Iran Appeals Court Upholds 16-Year Prison Sentence Against Rights Activist Narges Mohammadi
Mother of Two Young Children Will Be Eligible for Release Only After 10 Years
An Appeals Court has upheld the 16-year prison sentence issued against prominent human rights defender Narges Mohammadi. She will become eligible for release after serving 10 years in prison, according to a statement by the Defenders of Human Rights Center.

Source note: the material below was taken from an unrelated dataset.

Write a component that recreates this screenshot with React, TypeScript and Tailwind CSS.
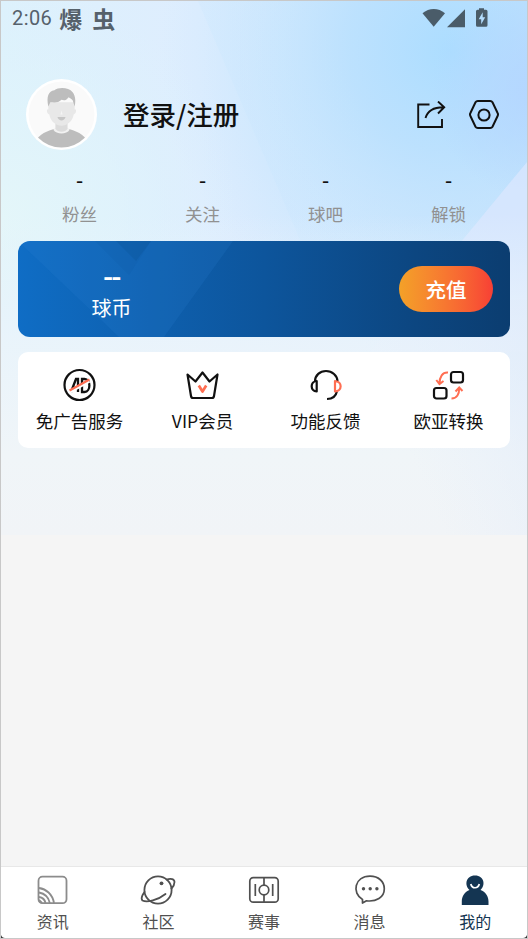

On September 19, 2016 Mohammadi and her lawyers appeared at Branch 36 of Tehran’s Appeals Court to present evidence against the preliminary sentence, “but the Appeals Court had already made its ruling,” said Mohammadi’s husband, Taghi Rahmani, who currently lives in France with the couple’s son and daughter.

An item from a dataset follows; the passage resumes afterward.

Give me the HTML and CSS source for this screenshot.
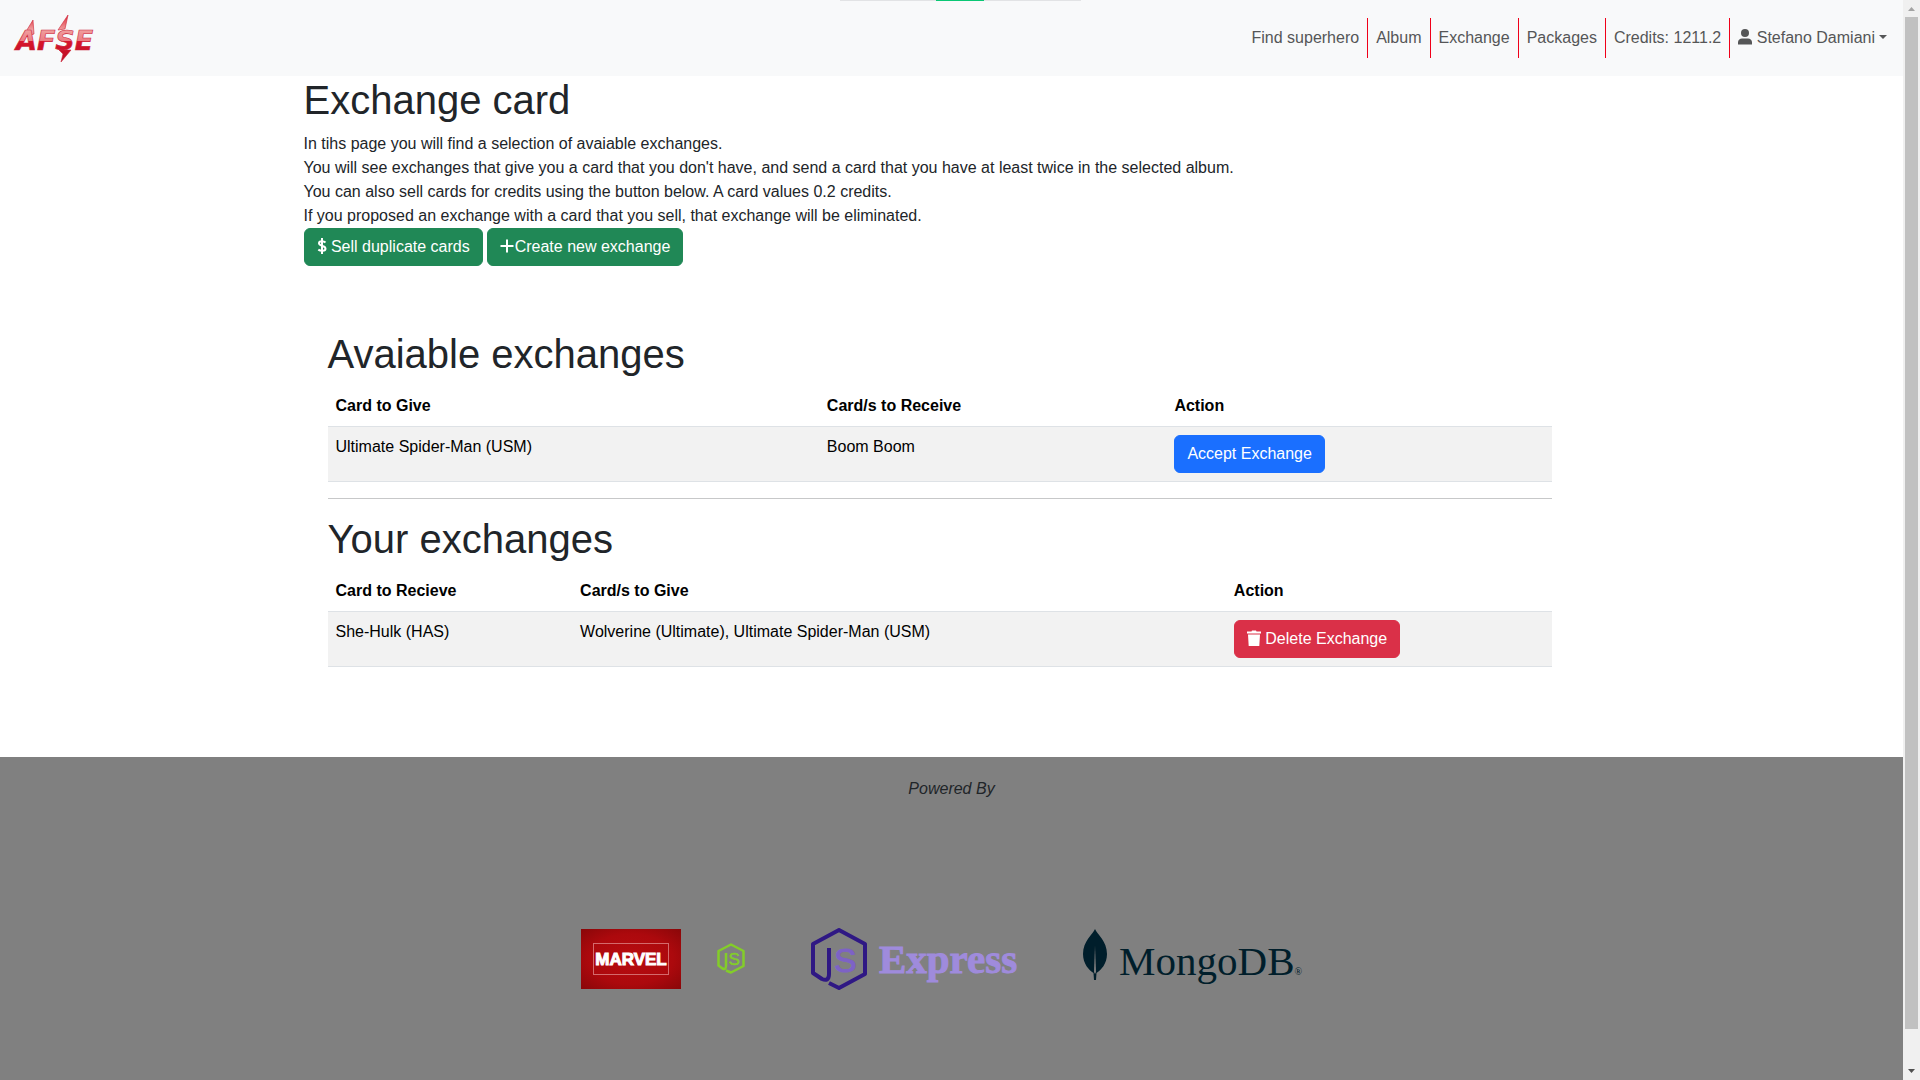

Rahmani added that the evidence the prosecution presented against Mohammadi had been compiled according to instructions from the court itself.
Mohammadi, winner of the 2011 Per Anger Prize for her activism in human rights, was arrested in 2009 and sentenced to 11 years in prison in October 2011 on charges of “assembly and collusion against national security,” “membership in the [now banned] Defenders of Human Rights Center,” and “propaganda against the state.”
The Appeals Court reduced her sentence to six years in prison, and in 2013 she was released from Zanjan Prison on 600 million toman (approximately $200,000) bail for medical reasons.
She continued her activism outside prison and in March 2014 met with the European Union’s foreign policy chief Catherine Ashton at the Austrian Embassy in Tehran to discuss Iran’s human rights issues.
After the meeting, pressure on Mohammadi grew, and she was subjected to months of harassment and interrogations by the security establishment. Her arrest on May 5, 2015, ostensibly on the older charges, was more accurately related to Mohammadi’s visit with Ashton and her continued peaceful activism.
The International Campaign for Human Rights in Iran has called on the Islamic Republic to immediately release the unlawfully imprisoned human rights advocate and end the years of suffering she has unjustly endured behind bars.